Dynamic mechanical properties and fracturing behaviour of concrete under biaxial compression

Heterogeneity is an important factor affecting the dynamic mechanical properties and failure process of geomaterials especially when considering the coupled effect of strain rates and confinements. In this research, dynamic biaxial compression tests are conducted on concrete by using a triaxial Hopkinson bar system with different biaxial confinements (i.e., pre-stress σ₁ and σ₂: 5–30 MPa) and impact velocities (i.e., 14–18 m/s corresponding to strain rates of 80-140 s^-1). High-speed three-dimensional digital image correlation (3D-DIC), synchrotron-based micro-computed-tomography (micro-CT) and a machine learning-based crack classification technique are adopted to quantify the dynamic deformation and fracturing properties. Experimental results show that both dynamic strength and peak strain decrease with increasing axial pre-stress σ₁, but increase with higher lateral pre-stress σ₂ and impact velocity.
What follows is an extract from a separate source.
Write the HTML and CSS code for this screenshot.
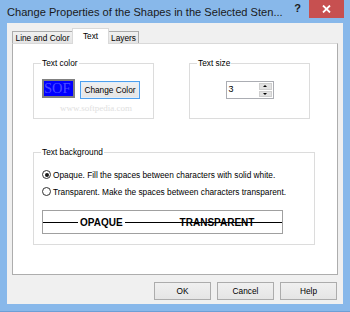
FILE: index.html
```html
<!DOCTYPE html>
<html lang="en">
<head>
    <meta charset="UTF-8">
    <title>Change Properties</title>
    <link rel="stylesheet" href="styles.css">
</head>
<body>
    <div class="window">
        <!-- title bar -->
        <div class="titlebar">
            <span class="title">Change Properties of the Shapes in the Selected Sten...</span>
            <span class="help-btn">?</span>
            <span class="close-btn">
                <svg width="9" height="8" viewBox="0 0 9 8"><path d="M1 0.5 L8 7.5 M8 0.5 L1 7.5" stroke="#fff" stroke-width="1.8"/></svg>
            </span>
        </div>

        <div class="client">
            <div class="tabs">
                <div class="tab tab-line">Line and Color</div>
                <div class="tab active">Text</div>
                <div class="tab tab-layers">Layers</div>
            </div>

            <div class="tab-panel">
                <div class="group-row">
                    <fieldset class="group group-color">
                        <legend>Text color</legend>
                        <div class="color-row">
                            <div class="swatch"><span class="wm-big">SOF</span></div>
                            <button class="btn btn-focus">Change Color</button>
                        </div>
                        <div class="wm-small">www.softpedia.com</div>
                    </fieldset>

                    <fieldset class="group group-size">
                        <legend>Text size</legend>
                        <div class="spinner">
                            <span class="spin-value">3</span>
                            <span class="spin-buttons">
                                <span class="spin-up"></span>
                                <span class="spin-down"></span>
                            </span>
                        </div>
                    </fieldset>
                </div>

                <fieldset class="group group-bg">
                    <legend>Text background</legend>
                    <label class="radio-row">
                        <span class="radio checked"></span>
                        Opaque. Fill the spaces between characters with solid white.
                    </label>
                    <label class="radio-row">
                        <span class="radio"></span>
                        Transparent. Make the spaces between characters transparent.
                    </label>
                    <div class="preview">
                        <span class="sample-opaque">OPAQUE</span>
                        <span class="sample-transparent">TRANSPARENT</span>
                    </div>
                </fieldset>
            </div>

            <div class="buttons">
                <button class="btn dlg-btn">OK</button>
                <button class="btn dlg-btn">Cancel</button>
                <button class="btn dlg-btn">Help</button>
            </div>
        </div>
    </div>
</body>
</html>
```

FILE: styles.css
```css
body {
    margin: 0;
    padding: 0;
    background: #ffffff;
    font-family: 'Liberation Sans', Arial, sans-serif;
}

.window {
    width: 350px;
    height: 312px;
    background: #88b8ea;
    display: flex;
    flex-direction: column;
    box-sizing: border-box;
    border-bottom: 1px solid #6d9fd6;
}

.titlebar {
    height: 23px;
    display: flex;
    align-items: center;
    padding: 0 6px 0 7px;
}

.title {
    font-size: 11.1px;
    color: #1a1a1a;
    white-space: nowrap;
}

.help-btn {
    font-size: 11px;
    font-weight: bold;
    color: #1a1a1a;
    margin-left: auto;
    margin-right: 8px;
    margin-top: -7px;
}

.close-btn {
    align-self: flex-start;
    width: 35px;
    height: 18px;
    background: #c75050;
    display: flex;
    align-items: center;
    justify-content: center;
}

.client {
    flex: 1;
    margin: 0 7px 7px;
    background: #f0f0f0;
    padding: 5px 5px 0;
    font-size: 8.3px;
    color: #000;
    display: flex;
    flex-direction: column;
}

.tabs {
    display: flex;
    align-items: flex-end;
    height: 15px;
    position: relative;
    z-index: 1;
}

.tab {
    height: 12px;
    box-sizing: border-box;
    border: 1px solid #acacac;
    border-bottom: none;
    background: linear-gradient(#f0f0f0, #e5e5e5);
    display: flex;
    align-items: center;
    justify-content: center;
}

.tab-line {
    width: 60px;
    border-right: none;
}

.tab-layers {
    width: 30px;
    border-left: none;
}

.tab.active {
    width: 37px;
    height: 16px;
    margin-bottom: -1px;
    background: #ffffff;
    border-color: #d9d9d9;
    border-bottom: none;
    align-items: flex-start;
    padding-top: 2px;
}

.tab-panel {
    height: 232px;
    box-sizing: border-box;
    background: #ffffff;
    border: 1px solid #adadad;
    border-top-color: #d9d9d9;
    padding: 14px 0 0 20px;
}

.group-row {
    display: flex;
    gap: 35px;
}

.group {
    margin: 0;
    border: 1px solid #dcdcdc;
    padding: 0 8px;
    box-sizing: border-box;
    min-width: 0;
}

.group legend {
    padding: 0 1px;
    margin-left: -1px;
    line-height: 11px;
}

.group-color,
.group-size {
    width: 121px;
    height: 61px;
}

.color-row {
    display: flex;
    align-items: flex-start;
    gap: 5px;
    margin-top: 10px;
}

.swatch {
    width: 33px;
    height: 19px;
    box-sizing: border-box;
    background: #0000ff;
    border: 2px solid #808080;
    display: flex;
    align-items: center;
}

.wm-big {
    font-family: 'Liberation Serif', serif;
    font-size: 14.5px;
    line-height: 15px;
    color: rgba(255, 255, 255, 0.3);
}

.wm-small {
    font-family: 'Liberation Serif', serif;
    font-size: 9px;
    line-height: 10px;
    color: #e0e0e0;
    margin: 4px 0 0 18px;
}

.btn {
    font-family: 'Liberation Sans', Arial, sans-serif;
    font-size: 8.3px;
    color: #000;
    background: linear-gradient(#f0f0f0, #e5e5e5);
    border: 1px solid #acacac;
    padding: 0;
    height: 18px;
}

.btn-focus {
    width: 60px;
    margin-top: 2px;
    border-color: #4ea0ee;
    box-shadow: inset 0 0 0 1px #e1eefb;
}

.spinner {
    display: flex;
    width: 48px;
    height: 18px;
    box-sizing: border-box;
    margin: 12px auto 0;
    border: 1px solid #abadb3;
    background: #fff;
}

.spin-value {
    flex: 1;
    padding-left: 2px;
    font-size: 9px;
    line-height: 15px;
}

.spin-buttons {
    width: 13px;
    display: flex;
    flex-direction: column;
    gap: 1px;
    padding: 1px 1px 1px 0;
}

.spin-up,
.spin-down {
    flex: 1;
    background: #e2e2e2;
    border: 1px solid #cfcfcf;
    display: flex;
    align-items: center;
    justify-content: center;
}

.spin-up::after {
    content: "";
    border-left: 2px solid transparent;
    border-right: 2px solid transparent;
    border-bottom: 2px solid #000;
}

.spin-down::after {
    content: "";
    border-left: 2px solid transparent;
    border-right: 2px solid transparent;
    border-top: 2px solid #000;
}

.group-bg {
    width: 282px;
    margin-top: 28px;
    padding: 10px 8px 10px;
    display: flex;
    flex-direction: column;
    gap: 4px;
}

.radio-row {
    display: flex;
    align-items: center;
    gap: 2px;
    height: 13px;
    white-space: nowrap;
}

.radio {
    width: 9px;
    height: 9px;
    box-sizing: border-box;
    border: 1px solid #333;
    border-radius: 50%;
    background: #fff;
    display: flex;
    align-items: center;
    justify-content: center;
}

.radio.checked::after {
    content: "";
    width: 4px;
    height: 4px;
    border-radius: 50%;
    background: #1a1a1a;
}

.preview {
    margin-top: 8px;
    width: 241px;
    height: 24px;
    box-sizing: border-box;
    border: 1px solid #a0a0a0;
    background: #fff linear-gradient(#000, #000) center / 100% 1px no-repeat;
    display: flex;
    align-items: center;
    font-size: 10px;
    font-weight: bold;
}

.sample-opaque {
    background: #fff;
    padding: 0 2px;
    margin-left: 35px;
}

.sample-transparent {
    margin-left: 55px;
}

.buttons {
    display: flex;
    justify-content: flex-end;
    gap: 6px;
    margin-top: 7px;
    padding-right: 1px;
}

.dlg-btn {
    width: 57px;
}
```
Fractures generally propagate from the surfaces of the specimen towards the centre along the impact direction, and appear at interfaces and in the matrix first and aggregates afterwards. Real-time surface deformation and post-failure fractures are aggravated with pre-stress σ₁ and impact velocity, but restrained by pre-stress σ₂. Statistical crack analysis indicates that different crack types (e.g., matrix crack, interfacial crack and transgranular crack) own distinct geometrical characteristics (e.g., orientation distribution, fractal dimension and position distribution) and are affected by the orientation and aspect ratio of aggregate. Moreover, transgranular crack ratio decreases with higher pre-stress σ₁, but increases with larger pre-stress σ₂ and impact velocity, consistent with variation of total stress and fracture energy, implying the significance of transgranular crack on mechanical properties and fracture energy of heterogeneous geomaterials under dynamic loadings.